Но один из самых важных уроков истории, понимаемой в этом смысле, состоял бы в том, чтобы отвести в воспоминаниях человеческого ума соответствующие места народам, сошедшим с мировой сцены, и наполнить сознаниесуществующих народов предчувствием судеб, которые они призваны осуществить. Всякий народ, отчетливо уяснив себе различные эпохи своей прошлой жизни, постиг бы также свое настоящее существование во всей его правде и мог бы до известной степени предугадать поприще, которое ему назначено пройти в будущем. Таким образом у всех народов явилось бы истинное национальное сознание, которое слагалось бы из нескольких положительных идей, из очевидных истин, основанных на воспоминаниях, и из глубоких убеждений, более или менее господствующих над всеми умами и толкающих их все к одной и той же цели. Тогда национальности, освободившись от своих заблуждений и пристрастий, уже не будут, как до сих пор, служить лишь к разъединению людей, а станут сочетаться одни с другими таким образом, чтобы произвести гармонический всемирный результат, и мы увидели бы, может быть, народы, протягивающие друг другу руку в правильном сознании общего интереса человечества, который был бы тогда не чем иным, как верно понятым интересом каждого отдельного народа.
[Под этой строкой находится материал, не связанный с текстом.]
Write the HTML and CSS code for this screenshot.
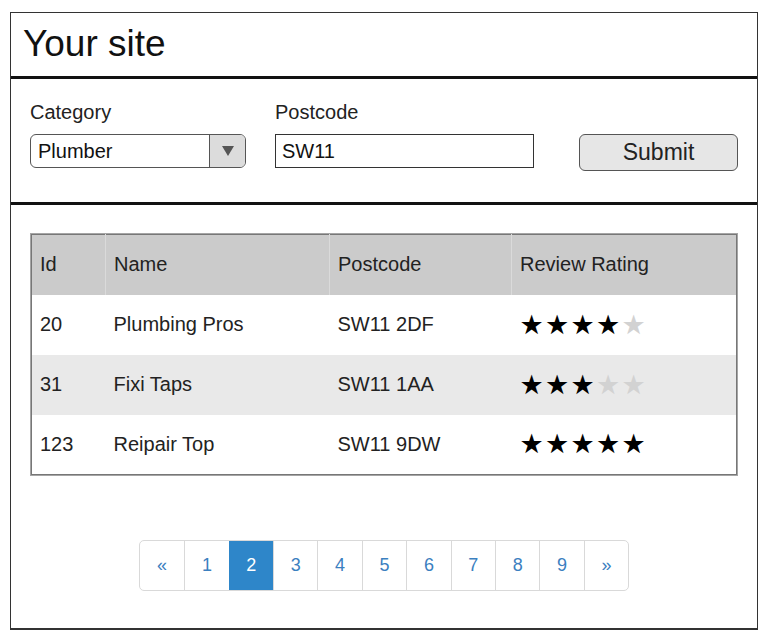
FILE: index.html
```html
<!DOCTYPE html>
<html>
<head>
<meta charset="utf-8">
<link rel="stylesheet" href="styles.css">
</head>
<body>
<div class="frame">
  <header class="site-header"><h1 class="title">Your site</h1></header>
  <section class="search">
    <div class="field">
      <label class="label">Category</label>
      <div class="select"><span class="select-value">Plumber</span><span class="select-btn"><svg width="14" height="12" viewBox="0 0 14 12"><path d="M1 1h12L7 11z" fill="#555"/></svg></span></div>
    </div>
    <div class="field">
      <label class="label">Postcode</label>
      <div class="input">SW11</div>
    </div>
    <button class="submit">Submit</button>
  </section>
  <section class="results">
    <table class="table">
      <thead>
        <tr><th class="c-id">Id</th><th class="c-name">Name</th><th class="c-pc">Postcode</th><th class="c-rate">Review Rating</th></tr>
      </thead>
      <tbody>
        <tr><td>20</td><td>Plumbing Pros</td><td>SW11 2DF</td><td><span class="stars"><i class="on">★</i><i class="on">★</i><i class="on">★</i><i class="on">★</i><i class="off">★</i></span></td></tr>
        <tr class="alt"><td>31</td><td>Fixi Taps</td><td>SW11 1AA</td><td><span class="stars"><i class="on">★</i><i class="on">★</i><i class="on">★</i><i class="off">★</i><i class="off">★</i></span></td></tr>
        <tr><td>123</td><td>Reipair Top</td><td>SW11 9DW</td><td><span class="stars"><i class="on">★</i><i class="on">★</i><i class="on">★</i><i class="on">★</i><i class="on">★</i></span></td></tr>
      </tbody>
    </table>
    <nav class="pager">
      <a class="page">«</a><a class="page">1</a><a class="page active">2</a><a class="page">3</a><a class="page">4</a><a class="page">5</a><a class="page">6</a><a class="page">7</a><a class="page">8</a><a class="page">9</a><a class="page">»</a>
    </nav>
  </section>
</div>
</body>
</html>
```

FILE: styles.css
```css
* { box-sizing: border-box; }
html, body { margin: 0; padding: 0; background: #fff; }
body { font-family: "Liberation Sans", Arial, sans-serif; color: #222; }

.frame {
  margin: 12px 0 0 10px;
  width: 748px;
  height: 618px;
  border: 1px solid #333;
  border-bottom: 2px solid #333;
  display: flex;
  flex-direction: column;
}

.site-header {
  height: 66px;
  border-bottom: 3px solid #111;
  display: flex;
  align-items: center;
  padding-left: 12px;
}
.title {
  margin: 0;
  font-weight: normal;
  font-size: 37px;
  color: #111;
  line-height: 1;
  position: relative;
  top: -1px;
}

.search {
  height: 126px;
  border-bottom: 3px solid #111;
  display: flex;
  align-items: flex-start;
  padding: 22px 19px 0 19px;
  gap: 29px;
}
.field { display: flex; flex-direction: column; }
.label { font-size: 20px; line-height: 22px; color: #222; margin-bottom: 11px; }

.select {
  width: 216px;
  height: 34px;
  border: 1px solid #555;
  border-radius: 6px;
  display: flex;
  overflow: hidden;
}
.select-value { flex: 1; font-size: 20px; line-height: 32px; padding-left: 7px; color: #111; }
.select-btn {
  width: 36px;
  background: #dcdcdc;
  border-left: 1px solid #555;
  display: flex;
  align-items: center;
  justify-content: center;
}

.input {
  width: 259px;
  height: 34px;
  border: 1px solid #333;
  font-size: 20px;
  line-height: 32px;
  padding-left: 6px;
  color: #111;
}

.submit {
  margin-left: auto;
  margin-top: 33px;
  width: 159px;
  height: 37px;
  border: 1px solid #555;
  border-radius: 6px;
  background: #e6e6e6;
  font-family: "Liberation Sans", Arial, sans-serif;
  font-size: 23px;
  color: #222;
  padding: 0;
}

.results {
  flex: 1;
  padding: 29px 20px 0 20px;
  display: flex;
  flex-direction: column;
  align-items: center;
}

.table {
  width: 706px;
  border-collapse: collapse;
  border: 1px solid #777;
  box-shadow: 0 0 0 1px #a5a5a5;
  font-size: 20px;
  color: #222;
}
.table th, .table td {
  height: 60px;
  padding: 0 8px;
  text-align: left;
  font-weight: normal;
  vertical-align: middle;
}
.table thead tr { background: #cbcbcb; }
.table th + th { border-left: 1px solid #dadada; }
.table tbody tr { background: #fff; }
.table tbody tr.alt { background: #e9e9e9; }
.c-id { width: 74px; }
.c-name { width: 224px; }
.c-pc { width: 182px; }

.stars { display: inline-flex; gap: 0; font-size: 27px; line-height: 1; font-family: "DejaVu Sans", sans-serif; }
.stars i { font-style: normal; width: 25.5px; }
.stars .on { color: #000; }
.stars .off { color: #d2d2d2; }

.pager {
  margin-top: 65px;
  display: flex;
  border: 1px solid #d9d9d9;
  border-radius: 5px;
  overflow: hidden;
}
.page {
  width: 44.4px;
  height: 49px;
  display: flex;
  align-items: center;
  justify-content: center;
  font-size: 18px;
  color: #3b80c0;
}
.page + .page { border-left: 1px solid #d9d9d9; }
.page.active { background: #2e86c9; color: #fff; border-left-color: #2e86c9; }
```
Я знаю, что наши мудрецы ожидают этого слияния умов от философии и успехов просвещения вообще, но если мы размыслим, что народы, хотя и сложные существа, являются на деле такими же нравственными существами, как отдельные люди, и что, следовательно, один и тот же закон управляет умственной жизнью тех и других, то, мне кажется, мы придем к заключению, что деятельность великих человеческих семейств необходимо зависит от того личного чувства, в силу которого они сознают себя обособленными от остального рода человеческого, имеющими свое самостоятельное существование и свой индивидуальный интерес; что это чувство есть необходимый элемент всемирного сознания и составляет, так сказать, личное я коллективного человеческого существа; что поэтому в своих надеждах на будущее благоденствие и на безграничное совершенствование мы точно так же не вправе выделять эти большие человеческие индивидуальности, как и те меньшие, из которых первые состоят, и что надо, следовательно, все их принимать безусловно, как принципы и средства, заранее данные для достижения более совершенного состояния.